Let $p\in\Bbb R[x]$ be the (monic) minimal polynomial of $X$.

It has degree two, (else we get a contradiction with $f(X)=A$,) so it divides $h$.

• The first factor is excluded immediately as a value for $p$, because this would imply $A=f(X)=Xp(X)=0$.

• The second factor is also excluded as a value for $p$, because else $f(x)-20=(x^2+5)(x-4)$ has the factor $(x^2+5)$, so $A-20I=(f-20)(A) =0$, again a contradiction.

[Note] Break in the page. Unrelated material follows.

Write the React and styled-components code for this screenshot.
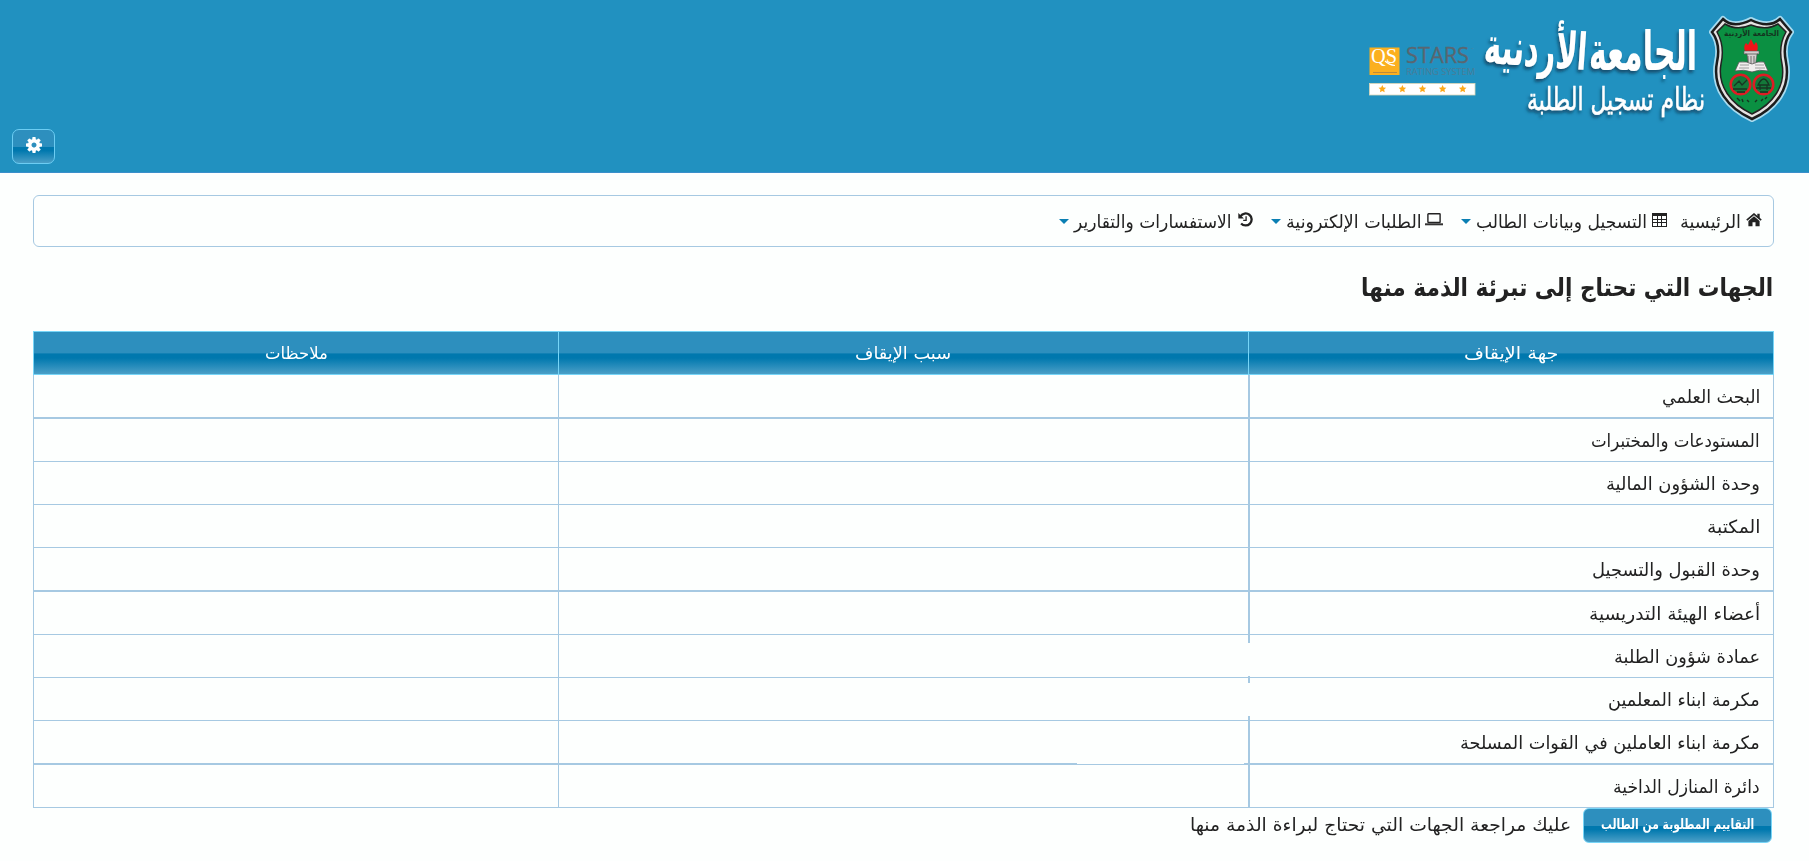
import React, { useLayoutEffect, useRef, useState } from "react";
import styled, { createGlobalStyle, css } from "styled-components";

const GlobalStyle = createGlobalStyle`
  * { box-sizing: border-box; }
  body {
    margin: 0;
    background: #fdfffe;
    color: #222;
    font-family: "DejaVu Sans", "Noto Sans", sans-serif;
    font-size: 18px;
    overflow: hidden;
  }
`;

const glossy = css`
  background: linear-gradient(to bottom, #2d8fbe 0, #2d8fbe 50%, #0078ae 52%, #0078ae 62%, #4b9fc7 100%);
  color: #fff;
`;

const Page = styled.div`
  min-height: 861px;
`;

const Header = styled.header`
  height: 173px;
  padding: 10px 4px 8px 12px;
  background: #2191c0;
  border-bottom: 1px solid #3a8fcb;
  display: flex;
  justify-content: space-between;
  align-items: flex-end;
`;

const Brand = styled.svg`
  width: 440px;
  height: 118px;
  align-self: flex-start;
`;

const SettingsButton = styled.button`
  ${glossy}
  width: 43px;
  height: 35px;
  padding: 0 0 4px;
  border: 1px solid #6ccdf3;
  border-radius: 7px;
  display: grid;
  place-items: center;
`;

const Main = styled.main`
  padding: 22px 35px 0 33px;
`;

const Menu = styled.nav`
  height: 52px;
  padding: 0 11px 0 0;
  border: 1px solid #a6c9e2;
  border-radius: 6px;
  display: flex;
  align-items: center;
`;

const MenuItem = styled.div`
  display: flex;
  align-items: center;
  height: 50px;
  margin-left: ${(p) => p.$after}px;
`;

const IconBox = styled.span`
  display: flex;
  flex: none;
  margin-left: ${(p) => p.$gap}px;
  padding-bottom: 3px;
`;

const Caret = styled.span`
  margin-right: 5px;
  border: 5px solid transparent;
  border-top-color: #0b7fb3;
  border-bottom: 0;
`;

const Title = styled.h1`
  margin: 0;
  height: 84px;
  padding: 22px 1px 0 0;
  font-size: 25px;
  line-height: 37px;
  font-weight: 700;
`;

const Table = styled.div`
  width: 1741px;
  border: 1px solid #a6c9e2;
  border-top: 0;
  border-bottom: 0;
`;

const Row = styled.div`
  display: grid;
  grid-template-columns: 525px 690px 524px;
  height: ${(p) => (p.$thick ? 44 : 43)}px;
`;

const Cell = styled.div`
  position: relative;
  display: flex;
  align-items: center;
  padding: 1px 13px 0;
  border: 0 solid #a6c9e2;
  border-bottom-width: ${(p) => (p.$thick ? 2 : 1)}px;
  border-left-width: ${(p) => p.$divider}px;
`;

const DividerBreak = styled.i`
  position: absolute;
  top: ${(p) => p.$top}px;
  left: -2px;
  width: 2px;
  height: 33px;
  background: #fdfffe;
`;

const BorderBreak = styled.i`
  position: absolute;
  right: 4px;
  bottom: -1px;
  width: 167px;
  height: 1px;
  background: #fdfffe;
`;

const HeadRow = styled(Row)`
  ${glossy}
  height: 44px;
  width: 1741px;
  margin: 0 -1px;
  border: 1px solid #77d5f7;
`;

const HeadCell = styled.div`
  display: flex;
  align-items: center;
  justify-content: center;
  font-size: 17px;
  padding-bottom: 1px;
  border-left: ${(p) => p.$divider}px solid #77d5f7;
`;

const Footer = styled.div`
  display: flex;
  align-items: flex-start;
  padding-right: 2px;
`;

const ReviewButton = styled.button`
  ${glossy}
  width: 189px;
  height: 35px;
  padding: 0 0 3px;
  border: 1px solid #77d5f7;
  border-radius: 6px;
  font: 700 14px "DejaVu Sans", sans-serif;
  display: flex;
  align-items: center;
  justify-content: center;
`;

const Notice = styled.div`
  margin-right: 12px;
  line-height: 33px;
`;

const LabelBox = styled.span`
  display: inline-block;
  flex: none;
  width: ${(p) => p.$width}px;
  white-space: nowrap;
`;

const LabelText = styled.span`
  display: inline-block;
  transform-origin: right center;
`;

// Keeps a caption at its designed width whatever the installed Arabic face measures.
function Label({ width, children }) {
  const ref = useRef(null);
  const [scale, setScale] = useState(1);
  useLayoutEffect(() => {
    setScale(width / ref.current.offsetWidth);
  }, [width, children]);
  return (
    <LabelBox $width={width}>
      <LabelText ref={ref} style={{ transform: `scaleX(${scale})` }}>{children}</LabelText>
    </LabelBox>
  );
}

const GearIcon = () => (
  <svg width="16" height="16" viewBox="-8 -8 16 16">
    <circle r="4.300" fill="none" stroke="#fff" strokeWidth="3.600" />
    {[0, 45, 90, 135, 180, 225, 270, 315].map((a) => (
      <rect key={a} x="-1.700" y="-8" width="3.400" height="3.500" rx=".7" fill="#fff" transform={`rotate(${a})`} />
    ))}
  </svg>
);

const HomeIcon = () => (
  <svg width="16" height="14" viewBox="0 0 16 14">
    <path d="M.8 7.200 8 1.100l7.200 6.100" fill="none" stroke="#222" strokeWidth="1.700" />
    <path d="M11.300.8h2.400v5l-2.400-2z" fill="#222" />
    <path d="M8 3.200 13.600 8v5.200H9.500V9.300h-3v3.900H2.400V8z" fill="#222" />
  </svg>
);

const HistoryIcon = () => (
  <svg width="15" height="15" viewBox="0 0 15 15">
    <path d="M2.600 4.200A6 6 0 1 1 3.100 11.400" fill="none" stroke="#222" strokeWidth="2.300" />
    <path d="M.3.900v5.600h5.600z" fill="#222" />
    <path d="M8.100 4.200v4.200H5.200" fill="none" stroke="#222" strokeWidth="1.300" />
  </svg>
);

const TableIcon = () => (
  <svg width="15" height="14" viewBox="0 0 15 14" shapeRendering="crispEdges">
    <path d="M0 0h15v3H0z" fill="#222" />
    <path d="M.5 2v11.500h14V2M0 6.500h15M0 9.500h15M5.500 3v11M9.500 3v11" fill="none" stroke="#222" />
  </svg>
);

const LaptopIcon = () => (
  <svg width="18" height="13" viewBox="0 0 18 13">
    <rect x="2.900" y=".7" width="12.200" height="8.800" rx=".6" fill="none" stroke="#222" strokeWidth="1.400" />
    <path d="M0 10.300h18v2H0z" fill="#333" />
  </svg>
);

const starPath = "M0-3.900 1.150-1.500 3.800-1.200 1.850.6 2.350 3.300 0 2-2.350 3.300-1.850.6-3.800-1.200-1.150-1.500z";

function Logo() {
  const outline = "M1723 19Q1733 29 1751 20Q1769 29 1780 19L1791 32Q1782 44 1786 62C1791 88 1776 108 1752 119C1728 108 1712 88 1717 62Q1721 44 1712 32z";
  return (
    <Brand viewBox="1365 10 440 118">
      <defs>
        <filter id="shade" x="-10%" y="-20%" width="120%" height="150%">
          <feDropShadow dx="-1.500" dy="3" stdDeviation="1.500" floodColor="#123d5c" floodOpacity=".75" />
        </filter>
      </defs>
      <rect x="1369.500" y="47.500" width="30" height="27.500" fill="#fbb01f" />
      <text x="1371" y="63" fontFamily="Liberation Serif, serif" fontSize="20" fill="#fff" textLength="26" lengthAdjust="spacingAndGlyphs">QS</text>
      <path d="M1385 61q4 4 10 4.500" stroke="#fff" strokeWidth="1.200" fill="none" />
      <path d="M1373 72.500h24" stroke="#b98a3c" strokeWidth="1" />
      <text x="1406" y="63" fontFamily="Open Sans, sans-serif" fontSize="21.500" fill="#5a6670" stroke="#5a6670" strokeWidth=".3" textLength="63" lengthAdjust="spacingAndGlyphs">STARS</text>
      <text x="1471" y="50" fontFamily="Open Sans, sans-serif" fontSize="3" fill="#5b7f93">™</text>
      <text x="1406" y="75" fontFamily="Open Sans, sans-serif" fontSize="9" fill="#4b7c96" textLength="69" lengthAdjust="spacingAndGlyphs">RATING SYSTEM</text>
      <rect x="1369.500" y="83.500" width="105.500" height="11.500" fill="#fff" stroke="#dcd8b8" strokeWidth=".8" />
      {[1382.3, 1402.4, 1422.5, 1442.6, 1462.7].map((x) => (
        <path key={x} transform={`translate(${x} 89)`} d={starPath} fill="#fba919" />
      ))}
      <g filter="url(#shade)" fill="#fff" fontFamily="DejaVu Sans, sans-serif" direction="rtl">
        <text transform="translate(1697 70) scale(1 1.550)" fontSize="35" fontWeight="700" textLength="108" lengthAdjust="spacingAndGlyphs">الجامعة</text>
        <text transform="translate(1586 70) rotate(4) scale(1 1.450)" fontSize="35" fontWeight="700" textLength="103" lengthAdjust="spacingAndGlyphs">الأردنية</text>
        <text transform="translate(1705 110) scale(1 1.250)" fontSize="25" stroke="#fff" strokeWidth=".4" textLength="178" lengthAdjust="spacingAndGlyphs">نظام تسجيل الطلبة</text>
      </g>
      <path d={outline} fill="#e8eef0" stroke="#a9dcf0" strokeWidth="6" strokeLinejoin="round" />
      <path d={outline} fill="#e6e2e2" stroke="#1c1c1c" strokeWidth="2.500" />
      <path d="M1725 24Q1737 31 1751 25Q1766 31 1778 24L1786 32Q1778 46 1782 64C1786 86 1773 104 1752 114C1731 104 1717 86 1721 64Q1725 46 1717 32z" fill="#0b9042" stroke="#222" strokeWidth="1.500" />
      <text fill="#14341f" fontFamily="DejaVu Sans, sans-serif" fontWeight="700" fontSize="8" direction="rtl" x="1779" y="36" textLength="55" lengthAdjust="spacingAndGlyphs">الجامعة الأردنية</text>
      <path d="M1745 51q-2-5 1-8l2 2 3-6 3 6 2-3q3 4 1 9z" fill="#f01519" />
      <path d="M1744 51h15v3h-2l-2 14h-6l-2-14h-3z" fill="#d5d0d0" stroke="#555" strokeWidth=".6" />
      <path d="M1745 54h13M1748 56v7M1751 56v9M1754 56v7" stroke="#555" strokeWidth=".8" />
      <path d="M1739 62q8-1 13 2 6-3 12-2l4 9q-9-2-16 1-8-3-17-1z" fill="#f1eeee" stroke="#555" strokeWidth=".8" />
      <path d="M1740 65h9M1755 65h9M1739 68h10M1755 68h10" stroke="#888" strokeWidth=".8" />
      <g fill="#14793a" stroke="#df1c24" strokeWidth="2.500">
        <circle cx="1740.500" cy="84.500" r="9.800" />
        <circle cx="1763.500" cy="84.500" r="9.800" />
      </g>
      <path d="M1734 86l5-5 3 4 5-5M1733 89h14M1737 92h8M1756 88h15M1758 85q6-12 11 0zM1760 92h8M1760 85v5M1767 85v5" stroke="#173522" strokeWidth="1.300" fill="none" />
      <path d="M1737 98l3 3m2-2 1 3m4-2 2 2m6 0 2-2m4 1 2-2m2 0 2-2" stroke="#14341f" strokeWidth="1.400" />
    </Brand>
  );
}

const menu = [
  { text: "الرئيسية", width: 61, icon: <HomeIcon />, gap: 5, after: 13 },
  { text: "التسجيل وبيانات الطالب", width: 171, icon: <TableIcon />, gap: 5, after: 18, sub: true },
  { text: "الطلبات الإلكترونية", width: 136, icon: <LaptopIcon />, gap: 3, after: 18, sub: true },
  { text: "الاستفسارات والتقارير", width: 158, icon: <HistoryIcon />, gap: 6, after: 0, sub: true },
];

const rows = [
  { text: "البحث العلمي", width: 98, thick: true },
  { text: "المستودعات والمختبرات", width: 169 },
  { text: "وحدة الشؤون المالية", width: 154 },
  { text: "المكتبة", width: 53 },
  { text: "وحدة القبول والتسجيل", width: 168, thick: true },
  { text: "أعضاء الهيئة التدريسية", width: 171 },
  { text: "عمادة شؤون الطلبة", width: 146, breakTop: 8 },
  { text: "مكرمة ابناء المعلمين", width: 152, breakTop: 5 },
  { text: "مكرمة ابناء العاملين في القوات المسلحة", width: 300, thick: true, lineBreak: true },
  { text: "دائرة المنازل الداخية", width: 147 },
];

export default function App() {
  return (
    <Page>
      <GlobalStyle />
      <Header>
        <SettingsButton aria-label="settings"><GearIcon /></SettingsButton>
        <Logo />
      </Header>
      <Main dir="rtl">
        <Menu>
          {menu.map((m) => (
            <MenuItem key={m.text} $after={m.after}>
              <IconBox $gap={m.gap}>{m.icon}</IconBox>
              <Label width={m.width}>{m.text}</Label>
              {m.sub && <Caret />}
            </MenuItem>
          ))}
        </Menu>
        <Title><Label width={412}>الجهات التي تحتاج إلى تبرئة الذمة منها</Label></Title>
        <Table>
          <HeadRow>
            <HeadCell $divider={1}><Label width={94}>جهة الإيقاف</Label></HeadCell>
            <HeadCell $divider={1}><Label width={96}>سبب الإيقاف</Label></HeadCell>
            <HeadCell $divider={0}><Label width={63}>ملاحظات</Label></HeadCell>
          </HeadRow>
          {rows.map((r) => (
            <Row key={r.text} $thick={r.thick}>
              <Cell $thick={r.thick} $divider={2}>
                <Label width={r.width}>{r.text}</Label>
                {r.breakTop && <DividerBreak $top={r.breakTop} />}
              </Cell>
              <Cell $thick={r.thick} $divider={1}>{r.lineBreak && <BorderBreak />}</Cell>
              <Cell $thick={r.thick} $divider={0} />
            </Row>
          ))}
        </Table>
        <Footer>
          <ReviewButton><Label width={153}>التقاييم المطلوبة من الطالب</Label></ReviewButton>
          <Notice><Label width={381}>عليك مراجعة الجهات التي تحتاج لبراءة الذمة منها</Label></Notice>
        </Footer>
      </Main>
    </Page>
  );
}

• It follows $p(x)=x(x-4)=x^2-4x$. The rest obtained by division with rest of $f(x)=\color{gray}{x^3-4x^2}+5x$ by $p(x)=x^2-4x$ is $5x$, so we obtain: $$ A=f(X)=5X\ . $$ This brings the only matrix operation in the game $$ X=\frac 15A=\begin{bmatrix}2&4\\1&2\end{bmatrix}\ . $$

Answer 5

dan_fulea mentioned in another answer that the contestants are not expected to know diagonalisation or Jordan form. So, I will give a more elementary solution below. Let $$ A=uv^T=\pmatrix{2\\ 1}\pmatrix{1&2}. $$ The equation in question is equivalent to $$ X^3-4X^2+5X=5A.\tag{1} $$ One can easily verify that $A^2=4A$ and $X=A$ is a solution to $(1)$. In general, if $X$ satisfies $(1)$, we must have $XA=AX$, i.e. $Xuv^T=uv^TX$. Therefore $Xu=ku$ and $v^TX=kv^T$ for some common real factor $k$, and $XA=AX=kA$. It follows from $(1)$ that \begin{aligned} X^3A-4X^2A+5XA&=5A^2,\\ k^3A-4k^2A+5kA&=20A,\\ k^3-4k^2+5k-20&=0,\\ (k-4)(k^2+5)&=0. \end{aligned} Therefore $k=4$ and $XA=AX=4A$. Since $A^2=4A$, if we put $Y=X-A$, we get $YA=AY=0$ or $Yuv^T=uv^TY=0$. Hence $Y$ must be a real scalar multiple of $$ B=\pmatrix{2\\ -1}\pmatrix{1&-2} $$ and $X=A+bB$ for some real scalar $b$. As $X=A$ is a solution to $(1)$, $AB=BA=0$ and $B^2=4B$, if we substitute $X=A+bB$ into $(1)$, we get \begin{aligned} b^3B^3-4b^2B^2+5bB&=0,\\ 16b^3-16b^2+5b&=0,\\ b(16^2-16b+5)&=0,\\ b&=0. \end{aligned} Hence the only solution to $(1)$ is given by $X=A$.